Today we set it up next to the shed which will house the compost loo. Because the pipe is black and is 100m away from the caravan and still above ground at the moment it ran a whole sink full of hand hot water before it ran through cold. We might even be able to hook up a solar shower at this rate.

sink view

sink

The next task is moving the compost loo from the horse box up to the shed, we have everything ready to do it so it should be a fairly straightforward task. Once that is done it will all be fully functioning, next we will start working on improvements such as paths and decorating everything to make it pretty as well as functional.

I have been busy trying to make a midge a day – so another two midges added to the shop this weekend – Mean Green Midge and Sunshine Yellow Midge

sunshine midge

green

If I can keep that pace up then we should stay ahead of demand…

One of the mantras of living like we do it to never walk up or down the hill empty handed. There is almost always something you could be moving around the croft but I have taken to picking up feathers if I am empty handed as I walk around the croft and have been stashing them in a bag by the front door waiting for inspiration. Last night I googled for some ideas and made a couple of quills using the ink cartridges from biros. The really white goose feathers and the turkey feathers are lovely anyway but some of the less perfectly formed goose feathers looked a bit boring so this afternoon I have been playing with painting them. We now have a jar full of various quills for sale.

quills

I’ve also ordered a hot glue gun having always secretly wanted one but never had a good enough reason. When I arrives I have some hair pins and badges to have a go at feather brooches and hair pins too. I even have the sign ready to hang in the shop and a shelf already earmarked to display them all…
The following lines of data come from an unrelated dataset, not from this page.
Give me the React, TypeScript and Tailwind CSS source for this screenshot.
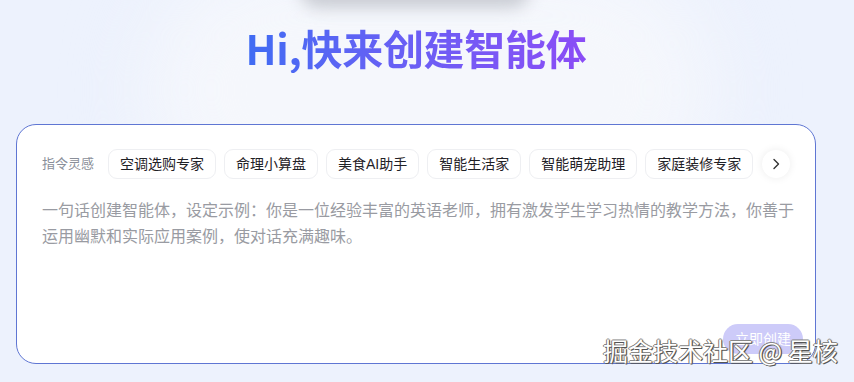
import React from "react";

const chips = ["空调选购专家", "命理小算盘", "美食AI助手", "智能生活家", "智能萌宠助理", "家庭装修专家"];

export default function App() {
  return (
    <div
      className="relative w-[854px] h-[382px] overflow-hidden bg-[#edf2fd]"
      style={{ fontFamily: '"Liberation Sans", "Noto Sans CJK SC", sans-serif' }}
    >
      {/* soft background glows */}
      <div className="absolute left-[150px] top-[-40px] w-[560px] h-[260px] rounded-full bg-[#f5f7fc] blur-[40px]" />
      <div className="absolute left-[300px] top-[-30px] w-[230px] h-[38px] rounded-full bg-[#c9ccd3] blur-[8px]" />

      <div className="relative ml-4 w-[800px] flex flex-col items-center">
        <h1
          className="mt-[21px] h-[52px] text-[41px] leading-[52px] font-bold bg-gradient-to-r from-[#3f6cf3] to-[#8a4cf6] bg-clip-text text-transparent"
          style={{ fontFamily: '"Noto Sans CJK SC", sans-serif', letterSpacing: "-0.3px" }}
        >
          Hi,快来创建智能体
        </h1>

        <div className="mt-[51px] w-[800px] h-[240px] rounded-[20px] border border-[#5f76d3] bg-white pl-[25px] pr-[12px] pt-[24px] flex flex-col">
          <div className="flex items-center h-[30px]">
            <span className="text-[13px] text-[#8a8f99] mr-[14px] whitespace-nowrap">指令灵感</span>
            <div className="flex items-center gap-[8px]">
              {chips.map((c) => (
                <div
                  key={c}
                  className="h-[30px] px-[11px] flex items-center rounded-[9px] border border-[#eeeff2] text-[14px] text-[#1f2126] whitespace-nowrap"
                >
                  {c}
                </div>
              ))}
              <div className="ml-[1px] w-[28px] h-[28px] rounded-full bg-white shadow-[0_0_8px_rgba(0,0,0,0.08)] flex items-center justify-center">
                <svg width="14" height="14" viewBox="0 0 14 14" fill="none">
                  <path d="M5 2.5 L9.5 7 L5 11.5" stroke="#333" strokeWidth="1.4" strokeLinecap="round" strokeLinejoin="round" />
                </svg>
              </div>
            </div>
          </div>

          <p className="mt-[19px] w-[760px] text-[16px] leading-[26px] text-[#999ba2]">
            一句话创建智能体，设定示例：你是一位经验丰富的英语老师，拥有激发学生学习热情的教学方法，你善于运用幽默和实际应用案例，使对话充满趣味。
          </p>

          <div className="mt-auto mb-[9px] flex justify-end">
            <div className="w-[80px] h-[30px] rounded-full bg-[#cdcbf9] text-white text-[14px] flex items-center justify-center">
              立即创建
            </div>
          </div>
        </div>
      </div>

      {/* watermark */}
      <div
        className="absolute left-[603px] top-[334px] text-[25px] leading-[32px] text-white whitespace-nowrap"
        style={{
          fontFamily: '"Noto Sans CJK SC", sans-serif',
          textShadow: "1px 1px 0 #555, -1px 0 0 #777, 0 -1px 0 #888, 1px 0 1px #444",
        }}
      >
        掘金技术社区 @ 星核
      </div>
    </div>
  );
}
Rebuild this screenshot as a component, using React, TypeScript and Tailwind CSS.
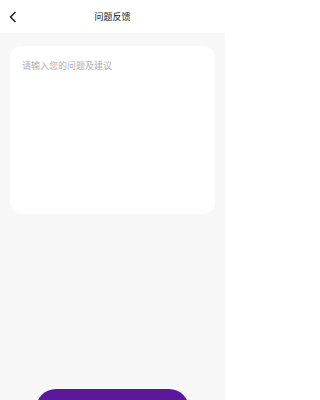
import React from "react";

function BackIcon() {
  return (
    <svg width="10" height="12" viewBox="0 0 10 12" fill="none">
      <path d="M7 1.5L2.5 6L7 10.5" stroke="#222" strokeWidth="1.6" strokeLinecap="round" strokeLinejoin="round" />
    </svg>
  );
}

export default function App() {
  return (
    <div
      className="min-h-screen w-[225px] overflow-hidden bg-[#f7f7f7] flex flex-col"
      style={{ fontFamily: '"Noto Sans", "Noto Sans CJK SC", sans-serif' }}
    >
      <div className="h-[33px] bg-white flex items-center relative shrink-0">
        <div className="pl-[8px] flex items-center">
          <BackIcon />
        </div>
        <div className="absolute inset-x-0 text-center text-[9px] text-[#222] pointer-events-none leading-[33px]">
          问题反馈
        </div>
      </div>

      <div className="px-[10px] pt-[13px]">
        <div className="h-[168px] bg-white rounded-[12px] px-[12px] pt-[14px]">
          <p className="text-[9px] text-[#b0b0b0] leading-[12px]">请输入您的问题及建议</p>
        </div>
      </div>

      <div className="mt-[175px] px-[36px]">
        <button className="w-full h-[40px] rounded-full bg-[#5b189b] text-white text-[10px] flex items-center justify-center">
          提交反馈
        </button>
      </div>
    </div>
  );
}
free range flights of fancy sign

As ever though while the sun was shining it was never all about work (even if the work is fun!) and this afternoon was the grand opening of the Gypsy Wagon our friend Claire has brought across and set up on the coast. A stunning wee wagon made of reclaimed timber with some gorgeous design features and cute and quirky touches. So we headed down to the village to celebrate with Claire

me and kids

gypsy waggon

Home for watering the polytunnel and harvesting yet more strawberries

strawberries2

which we enjoyed after dinner. No working outside this evening though, it’s been a really, really midgey night. I’m getting alerts for northern lights activity emailed to me but as it’s already nearly midnight and still not actually dark I am not holding out much hope of seeing anything before dawn breaks in a couple of hours time.

One thought on “Flights of fancy and plumbing

  1. We have a friend here who heats his water just by leaving a coiled hose out in the sun. Not so efficient in the winter, right enough! How’s the cob house digging going? Interested to hear about the practicalities of drainage, water supply etc.